----- Material for the task -----

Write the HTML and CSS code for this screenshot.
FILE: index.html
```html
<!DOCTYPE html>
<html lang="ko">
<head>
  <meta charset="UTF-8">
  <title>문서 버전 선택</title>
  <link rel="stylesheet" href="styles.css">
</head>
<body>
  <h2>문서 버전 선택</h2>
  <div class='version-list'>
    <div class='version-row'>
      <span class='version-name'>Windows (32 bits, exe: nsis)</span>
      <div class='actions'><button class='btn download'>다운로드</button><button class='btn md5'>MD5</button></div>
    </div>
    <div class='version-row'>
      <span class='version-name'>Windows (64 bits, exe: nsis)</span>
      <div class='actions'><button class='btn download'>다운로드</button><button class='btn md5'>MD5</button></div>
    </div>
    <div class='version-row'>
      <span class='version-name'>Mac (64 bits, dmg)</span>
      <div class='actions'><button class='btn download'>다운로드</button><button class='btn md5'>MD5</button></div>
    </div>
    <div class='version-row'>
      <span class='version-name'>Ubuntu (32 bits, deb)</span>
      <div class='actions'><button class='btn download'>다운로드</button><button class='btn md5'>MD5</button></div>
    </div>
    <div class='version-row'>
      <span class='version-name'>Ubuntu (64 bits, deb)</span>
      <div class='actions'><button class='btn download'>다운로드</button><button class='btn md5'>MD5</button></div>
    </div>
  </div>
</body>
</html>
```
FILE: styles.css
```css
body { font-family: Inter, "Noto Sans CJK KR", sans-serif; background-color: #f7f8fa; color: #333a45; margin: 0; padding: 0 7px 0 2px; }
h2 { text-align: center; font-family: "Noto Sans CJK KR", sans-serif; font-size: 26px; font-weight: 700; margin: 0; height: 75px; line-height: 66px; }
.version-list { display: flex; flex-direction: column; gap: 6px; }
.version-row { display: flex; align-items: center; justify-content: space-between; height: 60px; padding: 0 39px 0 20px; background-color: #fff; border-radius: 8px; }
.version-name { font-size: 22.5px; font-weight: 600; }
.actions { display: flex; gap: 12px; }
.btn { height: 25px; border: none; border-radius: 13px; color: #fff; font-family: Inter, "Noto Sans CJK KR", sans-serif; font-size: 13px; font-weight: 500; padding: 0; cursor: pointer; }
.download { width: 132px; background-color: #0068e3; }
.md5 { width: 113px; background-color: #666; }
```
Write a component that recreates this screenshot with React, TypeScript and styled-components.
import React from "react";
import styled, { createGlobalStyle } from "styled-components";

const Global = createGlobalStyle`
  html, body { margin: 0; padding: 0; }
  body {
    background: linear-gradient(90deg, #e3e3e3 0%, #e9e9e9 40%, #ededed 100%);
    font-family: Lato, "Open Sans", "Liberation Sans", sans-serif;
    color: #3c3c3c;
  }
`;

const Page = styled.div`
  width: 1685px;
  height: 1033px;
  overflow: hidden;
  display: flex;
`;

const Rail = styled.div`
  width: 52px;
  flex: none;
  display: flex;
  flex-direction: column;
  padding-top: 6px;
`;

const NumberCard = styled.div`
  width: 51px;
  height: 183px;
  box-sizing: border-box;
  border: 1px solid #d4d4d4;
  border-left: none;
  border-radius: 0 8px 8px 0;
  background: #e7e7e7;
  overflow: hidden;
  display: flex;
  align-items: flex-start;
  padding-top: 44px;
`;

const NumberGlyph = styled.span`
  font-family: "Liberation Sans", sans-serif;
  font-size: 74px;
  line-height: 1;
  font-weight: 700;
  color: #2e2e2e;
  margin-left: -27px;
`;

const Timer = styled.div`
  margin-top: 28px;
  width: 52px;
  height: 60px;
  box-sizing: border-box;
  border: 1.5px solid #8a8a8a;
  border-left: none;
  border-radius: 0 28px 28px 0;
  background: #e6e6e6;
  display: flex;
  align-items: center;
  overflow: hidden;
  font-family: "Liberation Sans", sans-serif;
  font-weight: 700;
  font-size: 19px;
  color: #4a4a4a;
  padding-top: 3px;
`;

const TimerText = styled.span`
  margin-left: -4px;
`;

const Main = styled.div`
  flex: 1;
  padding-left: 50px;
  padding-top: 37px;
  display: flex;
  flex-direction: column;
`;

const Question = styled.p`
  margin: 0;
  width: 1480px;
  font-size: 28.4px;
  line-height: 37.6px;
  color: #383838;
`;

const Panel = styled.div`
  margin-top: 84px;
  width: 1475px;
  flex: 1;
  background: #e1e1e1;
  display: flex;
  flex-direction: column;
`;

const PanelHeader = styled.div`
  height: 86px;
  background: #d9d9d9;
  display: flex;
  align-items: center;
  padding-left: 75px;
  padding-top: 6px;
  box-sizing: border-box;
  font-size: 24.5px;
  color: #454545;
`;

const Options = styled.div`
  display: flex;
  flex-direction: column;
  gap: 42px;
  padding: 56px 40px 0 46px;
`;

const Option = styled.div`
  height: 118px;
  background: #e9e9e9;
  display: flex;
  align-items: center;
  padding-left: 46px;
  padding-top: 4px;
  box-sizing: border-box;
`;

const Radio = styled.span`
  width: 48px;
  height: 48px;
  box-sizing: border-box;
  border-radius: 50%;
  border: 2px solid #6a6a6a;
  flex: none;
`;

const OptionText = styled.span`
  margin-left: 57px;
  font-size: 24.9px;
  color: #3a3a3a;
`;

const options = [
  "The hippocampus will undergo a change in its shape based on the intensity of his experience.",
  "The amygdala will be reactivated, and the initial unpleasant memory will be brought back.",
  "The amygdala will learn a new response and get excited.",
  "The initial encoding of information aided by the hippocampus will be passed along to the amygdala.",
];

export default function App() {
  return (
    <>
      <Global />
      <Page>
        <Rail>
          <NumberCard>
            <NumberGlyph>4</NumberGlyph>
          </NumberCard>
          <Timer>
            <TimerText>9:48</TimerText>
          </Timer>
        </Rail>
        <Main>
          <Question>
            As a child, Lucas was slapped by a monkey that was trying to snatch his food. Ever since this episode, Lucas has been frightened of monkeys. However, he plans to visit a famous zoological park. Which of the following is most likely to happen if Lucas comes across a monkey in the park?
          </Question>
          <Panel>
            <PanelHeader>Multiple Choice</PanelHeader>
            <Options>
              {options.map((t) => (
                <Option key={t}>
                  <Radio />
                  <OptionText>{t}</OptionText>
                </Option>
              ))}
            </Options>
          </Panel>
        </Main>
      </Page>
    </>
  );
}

-----

Given task.
Output all of the data again. Match it exactly.

Result.
Write the HTML and CSS code for this screenshot.
FILE: index.html
```html
<!DOCTYPE html>
<html lang="ko">
<head>
  <meta charset="UTF-8">
  <title>문서 버전 선택</title>
  <link rel="stylesheet" href="styles.css">
</head>
<body>
  <h2>문서 버전 선택</h2>
  <div class='version-list'>
    <div class='version-row'>
      <span class='version-name'>Windows (32 bits, exe: nsis)</span>
      <div class='actions'><button class='btn download'>다운로드</button><button class='btn md5'>MD5</button></div>
    </div>
    <div class='version-row'>
      <span class='version-name'>Windows (64 bits, exe: nsis)</span>
      <div class='actions'><button class='btn download'>다운로드</button><button class='btn md5'>MD5</button></div>
    </div>
    <div class='version-row'>
      <span class='version-name'>Mac (64 bits, dmg)</span>
      <div class='actions'><button class='btn download'>다운로드</button><button class='btn md5'>MD5</button></div>
    </div>
    <div class='version-row'>
      <span class='version-name'>Ubuntu (32 bits, deb)</span>
      <div class='actions'><button class='btn download'>다운로드</button><button class='btn md5'>MD5</button></div>
    </div>
    <div class='version-row'>
      <span class='version-name'>Ubuntu (64 bits, deb)</span>
      <div class='actions'><button class='btn download'>다운로드</button><button class='btn md5'>MD5</button></div>
    </div>
  </div>
</body>
</html>
```
FILE: styles.css
```css
body { font-family: Inter, "Noto Sans CJK KR", sans-serif; background-color: #f7f8fa; color: #333a45; margin: 0; padding: 0 7px 0 2px; }
h2 { text-align: center; font-family: "Noto Sans CJK KR", sans-serif; font-size: 26px; font-weight: 700; margin: 0; height: 75px; line-height: 66px; }
.version-list { display: flex; flex-direction: column; gap: 6px; }
.version-row { display: flex; align-items: center; justify-content: space-between; height: 60px; padding: 0 39px 0 20px; background-color: #fff; border-radius: 8px; }
.version-name { font-size: 22.5px; font-weight: 600; }
.actions { display: flex; gap: 12px; }
.btn { height: 25px; border: none; border-radius: 13px; color: #fff; font-family: Inter, "Noto Sans CJK KR", sans-serif; font-size: 13px; font-weight: 500; padding: 0; cursor: pointer; }
.download { width: 132px; background-color: #0068e3; }
.md5 { width: 113px; background-color: #666; }
```
Write a component that recreates this screenshot with React, TypeScript and styled-components.
import React from "react";
import styled, { createGlobalStyle } from "styled-components";

const Global = createGlobalStyle`
  html, body { margin: 0; padding: 0; }
  body {
    background: linear-gradient(90deg, #e3e3e3 0%, #e9e9e9 40%, #ededed 100%);
    font-family: Lato, "Open Sans", "Liberation Sans", sans-serif;
    color: #3c3c3c;
  }
`;

const Page = styled.div`
  width: 1685px;
  height: 1033px;
  overflow: hidden;
  display: flex;
`;

const Rail = styled.div`
  width: 52px;
  flex: none;
  display: flex;
  flex-direction: column;
  padding-top: 6px;
`;

const NumberCard = styled.div`
  width: 51px;
  height: 183px;
  box-sizing: border-box;
  border: 1px solid #d4d4d4;
  border-left: none;
  border-radius: 0 8px 8px 0;
  background: #e7e7e7;
  overflow: hidden;
  display: flex;
  align-items: flex-start;
  padding-top: 44px;
`;

const NumberGlyph = styled.span`
  font-family: "Liberation Sans", sans-serif;
  font-size: 74px;
  line-height: 1;
  font-weight: 700;
  color: #2e2e2e;
  margin-left: -27px;
`;

const Timer = styled.div`
  margin-top: 28px;
  width: 52px;
  height: 60px;
  box-sizing: border-box;
  border: 1.5px solid #8a8a8a;
  border-left: none;
  border-radius: 0 28px 28px 0;
  background: #e6e6e6;
  display: flex;
  align-items: center;
  overflow: hidden;
  font-family: "Liberation Sans", sans-serif;
  font-weight: 700;
  font-size: 19px;
  color: #4a4a4a;
  padding-top: 3px;
`;

const TimerText = styled.span`
  margin-left: -4px;
`;

const Main = styled.div`
  flex: 1;
  padding-left: 50px;
  padding-top: 37px;
  display: flex;
  flex-direction: column;
`;

const Question = styled.p`
  margin: 0;
  width: 1480px;
  font-size: 28.4px;
  line-height: 37.6px;
  color: #383838;
`;

const Panel = styled.div`
  margin-top: 84px;
  width: 1475px;
  flex: 1;
  background: #e1e1e1;
  display: flex;
  flex-direction: column;
`;

const PanelHeader = styled.div`
  height: 86px;
  background: #d9d9d9;
  display: flex;
  align-items: center;
  padding-left: 75px;
  padding-top: 6px;
  box-sizing: border-box;
  font-size: 24.5px;
  color: #454545;
`;

const Options = styled.div`
  display: flex;
  flex-direction: column;
  gap: 42px;
  padding: 56px 40px 0 46px;
`;

const Option = styled.div`
  height: 118px;
  background: #e9e9e9;
  display: flex;
  align-items: center;
  padding-left: 46px;
  padding-top: 4px;
  box-sizing: border-box;
`;

const Radio = styled.span`
  width: 48px;
  height: 48px;
  box-sizing: border-box;
  border-radius: 50%;
  border: 2px solid #6a6a6a;
  flex: none;
`;

const OptionText = styled.span`
  margin-left: 57px;
  font-size: 24.9px;
  color: #3a3a3a;
`;

const options = [
  "The hippocampus will undergo a change in its shape based on the intensity of his experience.",
  "The amygdala will be reactivated, and the initial unpleasant memory will be brought back.",
  "The amygdala will learn a new response and get excited.",
  "The initial encoding of information aided by the hippocampus will be passed along to the amygdala.",
];

export default function App() {
  return (
    <>
      <Global />
      <Page>
        <Rail>
          <NumberCard>
            <NumberGlyph>4</NumberGlyph>
          </NumberCard>
          <Timer>
            <TimerText>9:48</TimerText>
          </Timer>
        </Rail>
        <Main>
          <Question>
            As a child, Lucas was slapped by a monkey that was trying to snatch his food. Ever since this episode, Lucas has been frightened of monkeys. However, he plans to visit a famous zoological park. Which of the following is most likely to happen if Lucas comes across a monkey in the park?
          </Question>
          <Panel>
            <PanelHeader>Multiple Choice</PanelHeader>
            <Options>
              {options.map((t) => (
                <Option key={t}>
                  <Radio />
                  <OptionText>{t}</OptionText>
                </Option>
              ))}
            </Options>
          </Panel>
        </Main>
      </Page>
    </>
  );
}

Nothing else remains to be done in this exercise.